Test reveals the majority of primary school staff cannot answer simple arithmetic questions
Do you know how to calculate a percentage, or the meaning of product, multiple and factor, or how to convert celsius into fahrenheit?
Those are the sort of basic maths operations that an 11-year-old should be able to cope with. But many teachers might struggle.
A test comprising "27 straightforward maths questions" carried out by 155 primary school teachers has revealed a "shocking lack of mental arithmetic ability and basic maths knowledge".
Fewer than four out of 10 of those who sat the test – designed for 11-year-olds – could calculate 2.1% of 400, and only a third answered correctly that 1.4 divided by 0.1 was 14. Overall, four out of ten scored 40% or below, only one got all the answers correct and the average mark was 12 out of 27 or 45%.
Alison Wolf, professor of public sector management at King\'s College London, said: "I am horrified by the statistics. I think that our obsession with generic teaching skills has crowded out time in which we could be making sure that people have the basic content and knowledge of content that they need."
The test, carried out for the Channel 4 documentary series Dispatches , included addition and multiplication sums, simple algebra and questions involving fractions, conversions and averages. Teachers performed well on some of the easier questions. For example, 97% were able to work out 2 x 5 - 4 = 6 and 75% knew that three sevenths of 21 was 9. But only six teachers (4%) knew that the answer to 2 divided by 0 was infinity.
The test was set by Richard Dunne, a former teacher and the author of Maths Makes Sense.
Dunne said teachers were "thoroughly dedicated", but argued the test showed that more than half of them understood "so little maths that they cannot be conveying mathematics to their children in the classroom".
One primary school teacher from north London said it was unfair to say teachers were not able to deliver maths lessons successfully. "You would always prepare for a lesson, so you would be able to teach it properly," said the 29-year-old. "A primary school teacher could be teaching nursery, which is ages three and four, and never teach that level of maths. I haven\'t taught anyone over the age of seven for four years now.
"It is just like if you haven\'t done French for four years – you forget your vocab, but if you revised it that would bring you up to speed." She said teachers for younger children needed a "multitude of skills" such as creativity, communication and being kind, and argued those things were far more important than being able to memorise maths rules that were not relevant to their teaching.

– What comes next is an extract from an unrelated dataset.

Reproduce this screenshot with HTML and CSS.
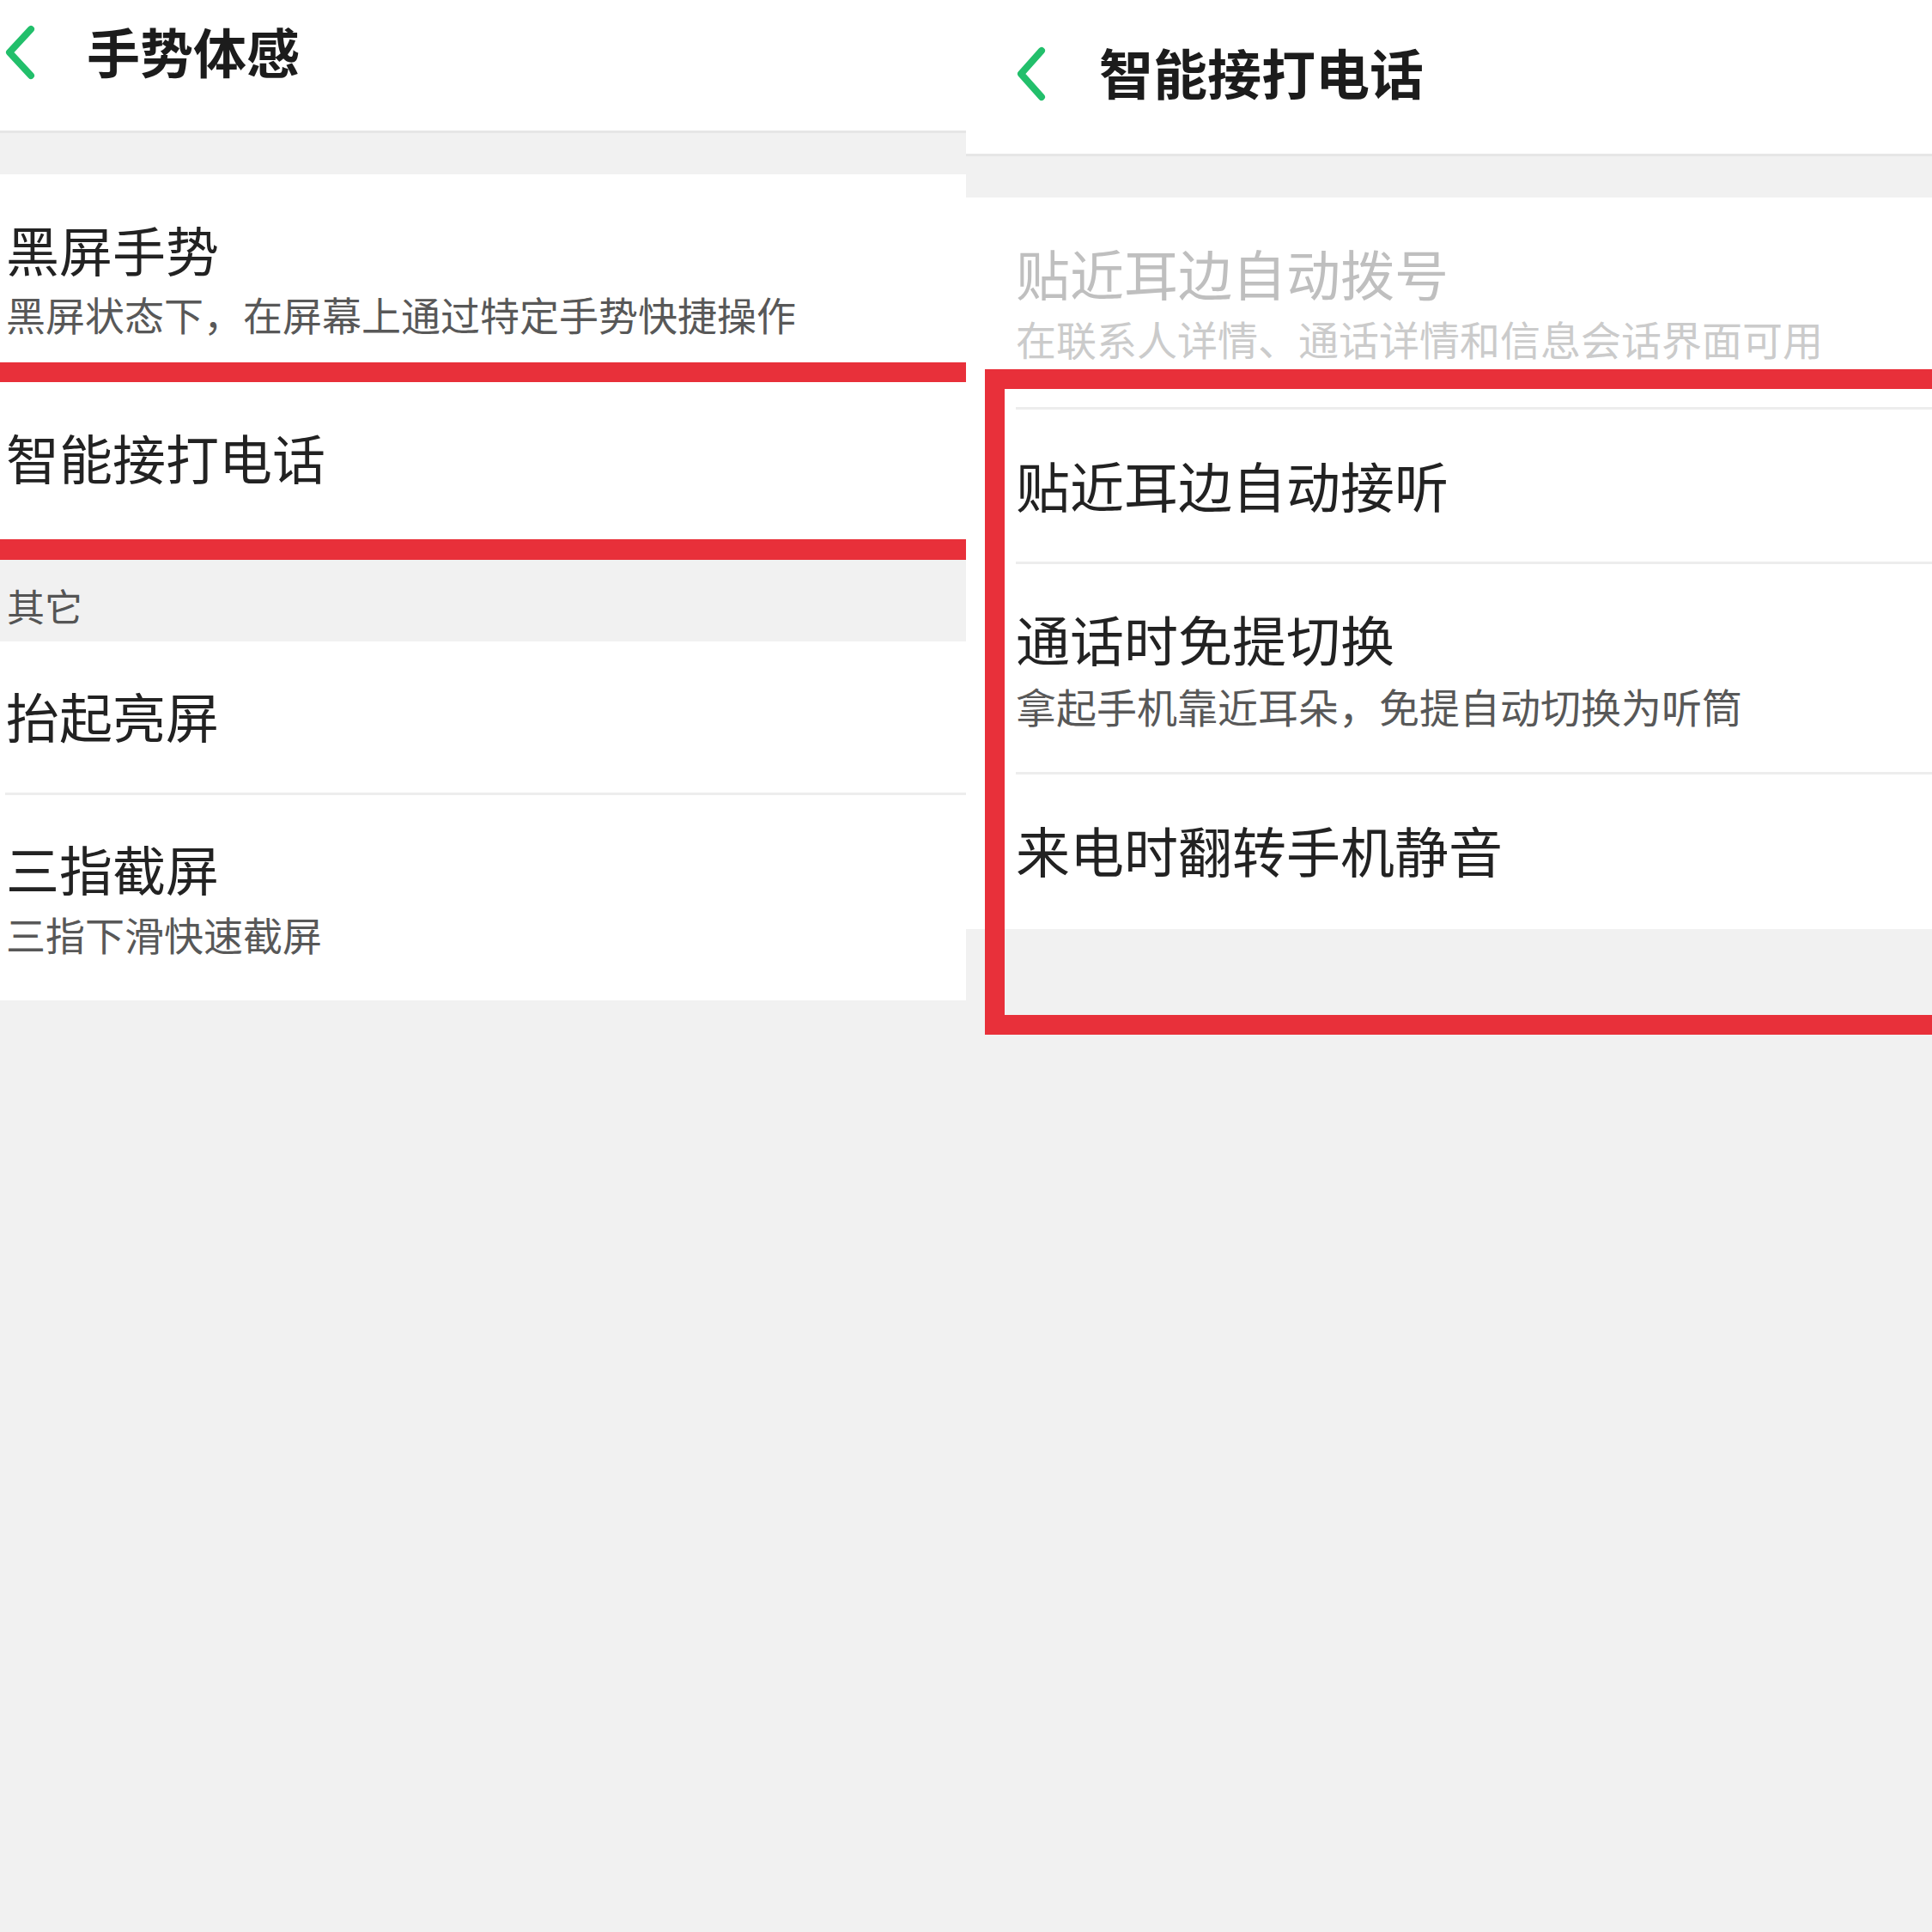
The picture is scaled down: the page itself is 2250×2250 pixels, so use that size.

In the documentary Justin King, the CEO of Sainsbury\'s, said his company had had to introduce a basic maths skills programme for employees. He argued that some of the employees were being held back by their lack of ability in the subject – and said his job involved maths every day.
"We employ 150,000 people, and I think I could make a pretty strong case for why maths is important for every single one of them," added King.
"If you think about our buyers, they have to understand a cost price and a selling price in a margin that they would have to express as a percentage. If you think of our store managers, they are managing budgets, they have to allocate wages and working hours, all the way through to colleagues, say, working on a till." King said the record on basic maths in schools was not good enough and ought to be challenged. Speaking about the fact that last year one in five children left primary school without reaching the expected level in maths, he added: "Any system that succeeds only 80% of the time in achieving its basic result needs changing."
King said that, when he went to school, he was taught the three Rs, and did maths O-level without a calculator. Learning multiplication tables by rote gave a "core grounding", he added. "I think we have lost some of those core skills."
Vernon Coaker, the schools minister, said the government planned to train 13,000 maths specialists over the next decade for primary schools. "The fact is that 100,000 more 11-year-olds are reaching level 4 in maths compared with 1997, because of record investment, great teaching and a strong focus on the basics for all pupils," he said.